One of the most profound ways people find growth through the Spiritual Exercises, is a deepening of self-knowledge – that they are totally loved by God.

Increasingly that’s a very hard thing for a lot of people to come to today. We always carry some element of a more negative image of God in our mind. There can be a whole lot of causes for that. So one of the great things that comes out of the Spiritual Exercises for people is that overwhelming sense that God loves them. It’s one of the most profound insights that I think Ignatius came into.

The other thing people benefit from is a knowledge of the discernment of spirits – the ability to see the signs where God is working in my life, and the opposite, the signs where there are obstacles to my encounter with God in my day. It’s having an internal awareness of things that are moving me towards God – peace and joy and life – and the opposite, things that take me towards myself.

Q: What would you say to a young man who was thinking about religious life?

I often think back about my own experiences, that I probably waited a bit too long. I joined when I was 35. It takes courage to take that step. And I had some fears. Fears around sexuality were a big thing – can I be chaste? There was also the lack of confidence and maturity within myself to make a life commitment.  It seems daunting and the bad spirit can play with that and make the fears much worse than they really are.

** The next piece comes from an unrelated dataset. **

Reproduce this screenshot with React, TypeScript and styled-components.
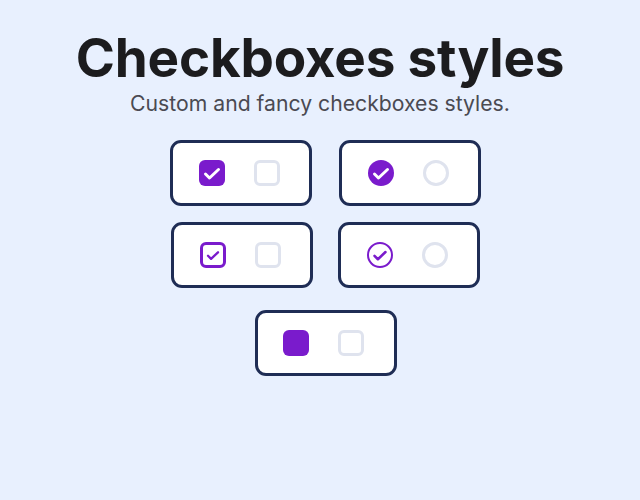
import React from 'react';
import styled, { createGlobalStyle } from 'styled-components';

const PURPLE = '#7a1bcc';
const IDLE = '#dfe3ee';

const GlobalStyle = createGlobalStyle`
  body {
    margin: 0;
    background: #e8f0fe;
    font-family: Inter, 'Noto Sans', sans-serif;
  }
`;

type Variant = 'square' | 'circle' | 'squareOutline' | 'circleOutline' | 'fill';

const Page = styled.main`
  display: flex;
  flex-direction: column;
  align-items: center;
  padding-top: 27px;
`;

const Title = styled.h1`
  margin: 0;
  font-size: 53px;
  line-height: 63px;
  font-weight: 700;
  letter-spacing: -0.2px;
  color: #1c1c1e;
`;

const Subtitle = styled.p`
  margin: 0;
  font-size: 21.2px;
  line-height: 26px;
  color: #4a4a52;
`;

const Board = styled.section`
  display: flex;
  flex-direction: column;
  align-items: center;
  margin-top: 24px;
  padding-left: 11px;
`;

const Row = styled.div<{ $gap: number; $top?: number }>`
  display: flex;
  gap: ${(p) => p.$gap}px;
  margin-top: ${(p) => p.$top ?? 0}px;
`;

const Card = styled.div`
  box-sizing: border-box;
  width: 142px;
  height: 66px;
  background: #fff;
  border: 3px solid #1f2d55;
  border-radius: 11px;
  display: flex;
  align-items: center;
  justify-content: center;
  gap: 29px;
  padding-right: 4px;
`;

const Box = styled.span<{ $round?: boolean; $on?: boolean; $outline?: boolean }>`
  box-sizing: border-box;
  width: 26px;
  height: 26px;
  display: flex;
  align-items: center;
  justify-content: center;
  border-radius: ${(p) => (p.$round ? '50%' : '6px')};
  background: ${(p) => (p.$on && !p.$outline ? PURPLE : '#fff')};
  border: ${(p) =>
    p.$on
      ? p.$outline
        ? `${p.$round ? 2 : 3}px solid ${PURPLE}`
        : 'none'
      : `3px solid ${IDLE}`};
  svg {
    display: block;
  }
`;

function Check({ color, width }: { color: string; width: number }) {
  return (
    <svg width="26" height="26" viewBox="0 0 26 26" fill="none">
      <path
        d="M6.5 14l4 4 9-8.5"
        stroke={color}
        strokeWidth={width}
        strokeLinecap="round"
        strokeLinejoin="round"
      />
    </svg>
  );
}

function CheckPair({ variant }: { variant: Variant }) {
  const round = variant === 'circle' || variant === 'circleOutline';
  const outline = variant === 'squareOutline' || variant === 'circleOutline';
  return (
    <Card>
      <Box $round={round} $on $outline={outline}>
        {variant !== 'fill' && (
          <Check color={outline ? PURPLE : '#fff'} width={outline ? 3 : 3} />
        )}
      </Box>
      <Box $round={round} />
    </Card>
  );
}

export default function App() {
  return (
    <Page>
      <GlobalStyle />
      <Title>Checkboxes styles</Title>
      <Subtitle>Custom and fancy checkboxes styles.</Subtitle>
      <Board>
        <Row $gap={27}>
          <CheckPair variant="square" />
          <CheckPair variant="circle" />
        </Row>
        <Row $gap={25} $top={16}>
          <CheckPair variant="squareOutline" />
          <CheckPair variant="circleOutline" />
        </Row>
        <Row $gap={0} $top={22}>
          <CheckPair variant="fill" />
        </Row>
      </Board>
    </Page>
  );
}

So if you find yourself thinking about something all the time, and you feel kind of excited at the idea of doing it, and there’s a sense that you know this is leading me to something more in life, it doesn’t hurt to give it a go. It’s not closing doors on other options, but you’re opening a door and if it’s the right place for you that will become very clear, very soon.

There’s no shame in giving it a go and deciding that’s not the path for me. But my advice would be that it’s important that a young man gives it a go. That’s probably the only way you’re going to find out whether you’ve got the vocation or not.

Q: What in Ignatian Spirituality are you finding helpful in life at the moment, particularly in these uncertain times?

I’m very lucky where I am because Sevenhill is such a beautiful place. I have cows on the property so I’m playing at being a farmer.

That’s been a very important way of offsetting what a lot of people are feeling in terms of isolation. And I guess for me it’s also grounded in my sense of Ignatian Spirituality – finding God in all things. Every situation we find ourselves in provides a means for encountering God.